Backbone-Bridging Promotes Diversity in Heteroleptic Cages.

The combination of shape-complementary bis-monodentate ligands L A and L B with Pd(II) cations yields heteroleptic cages cis -[Pd 2 L A 2 L B 2 ] by non-statistical self-assembly. Here we report how such assemblies can be diversified by introduction of covalent backbone bridges between two L A units. Together with solvent- and guest-effects, the flexibility of these linkers is shown to modulate the nuclearity, topology and number of distinguishable cavities in a family of four structurally highly diverse supramolecular assemblies.

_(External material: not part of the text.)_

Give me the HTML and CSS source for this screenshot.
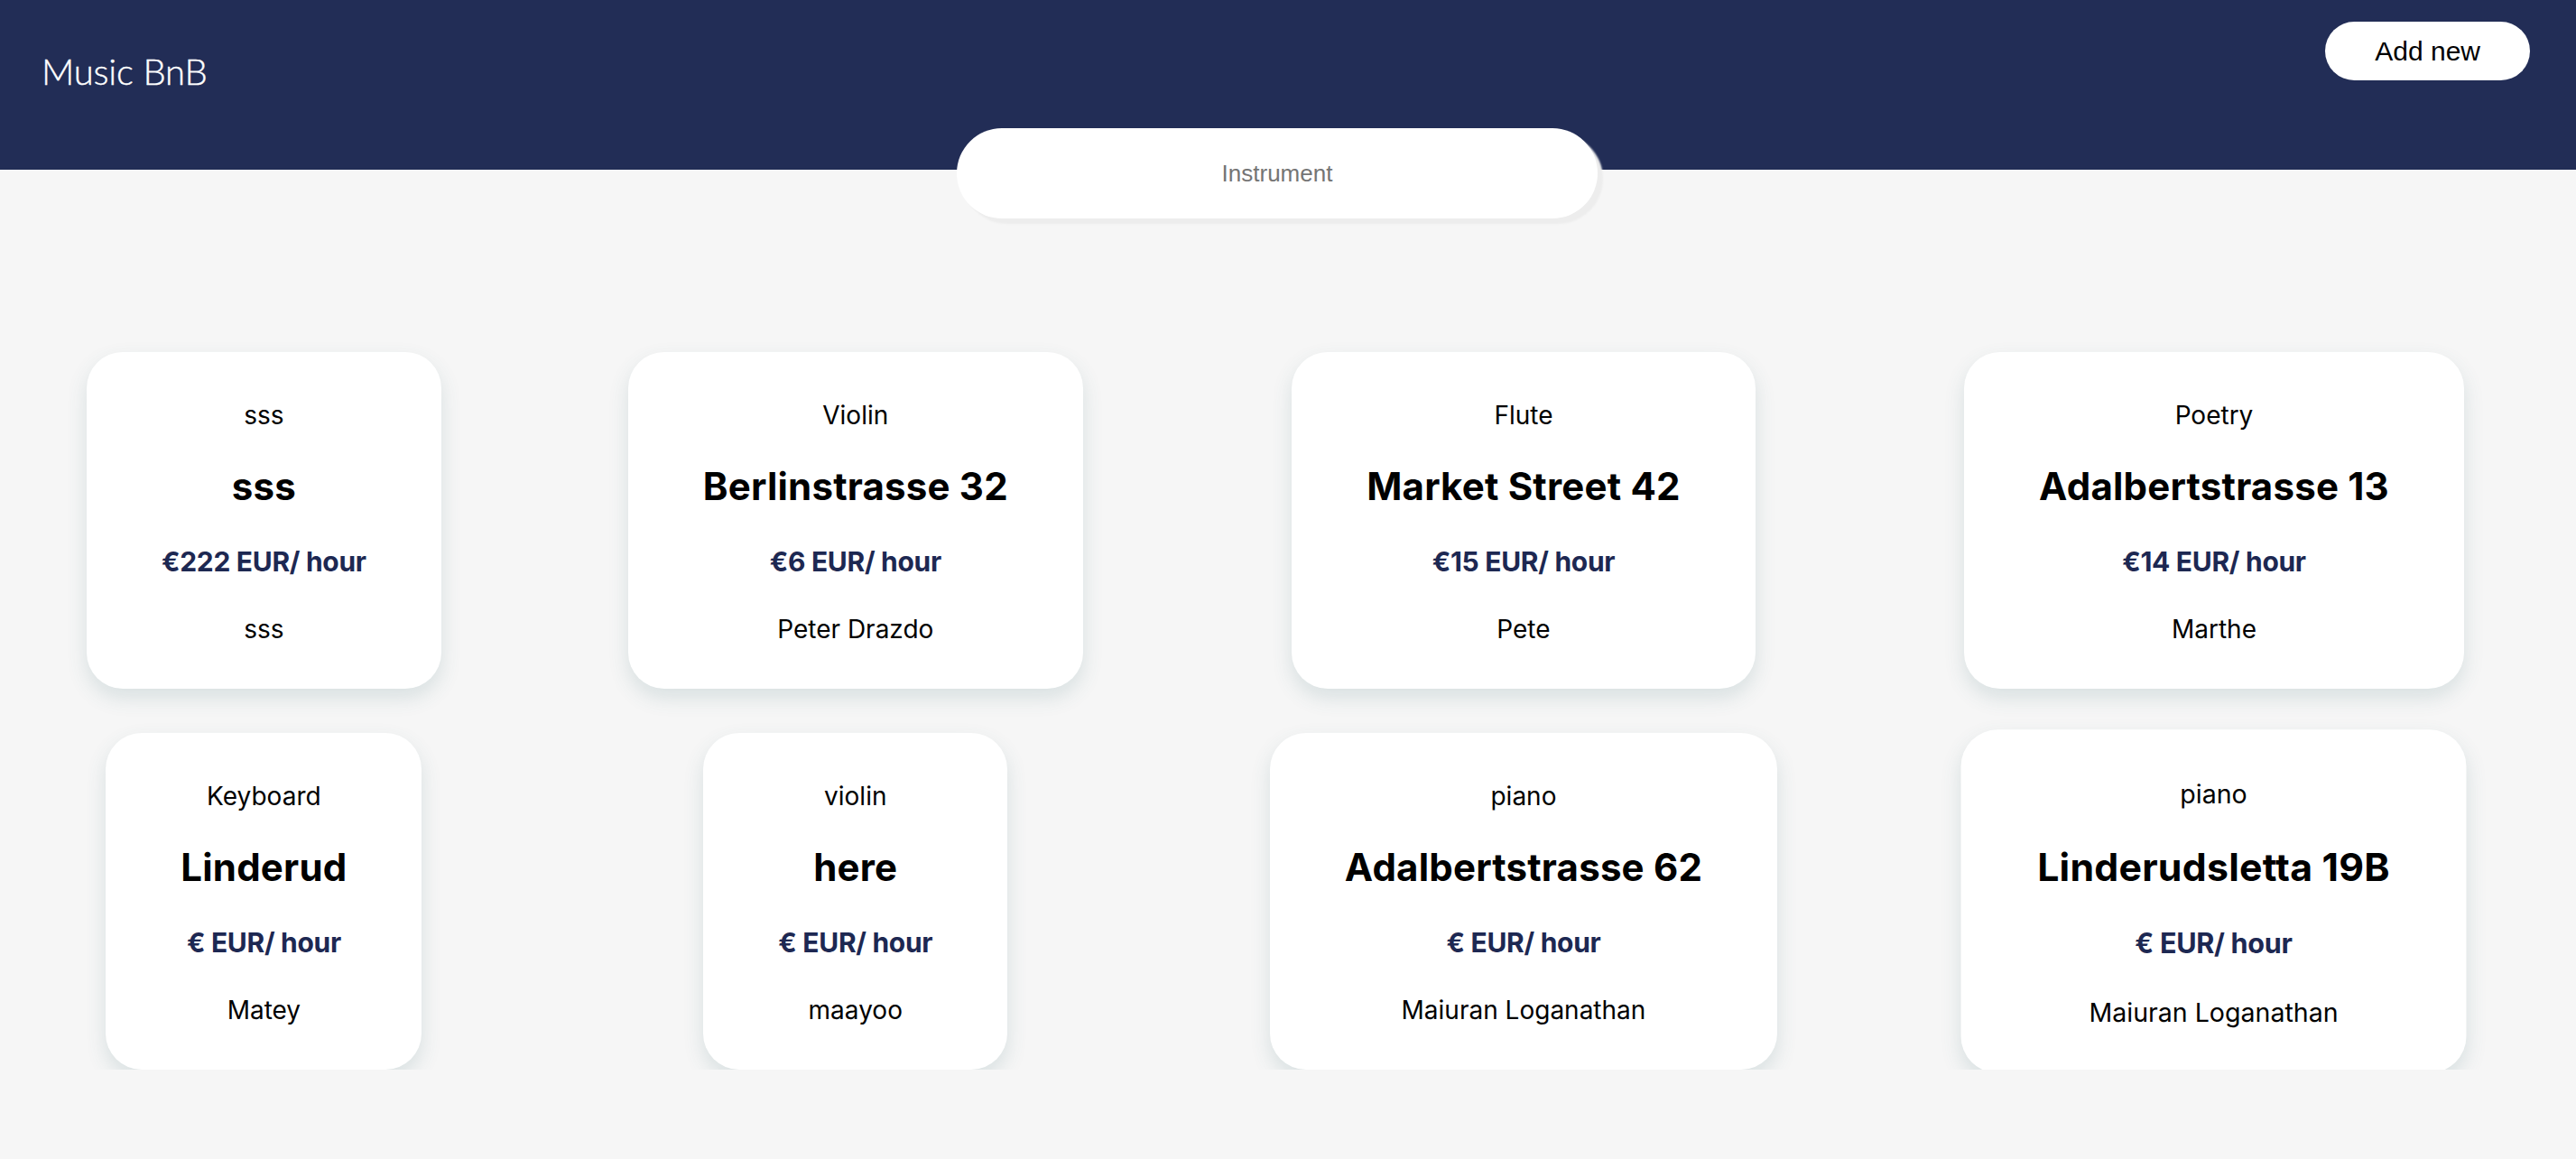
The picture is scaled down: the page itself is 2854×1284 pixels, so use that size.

Ligand-dimer L A1 , with flexibly connected backbones, reacts in acetonitrile with its L B counterpart to a tetranuclear back-to-back dimer of heteroleptic cages D1 . In DMSO, however, a trinuclear pseudo-tetrahedral structure T1 is formed. The product of L A2 , with rigidly connected backbones, looks similar to D1 , but with a rotated ligand arrangement. In presence of an anionic guest, this dimer D2 transforms and a hexanuclear prismatic barrel P2 crystallizes. We demonstrate how controlling a ligand's coordination mode can trigger structural differentiation and increase complexity in metallo-supramolecular assembly.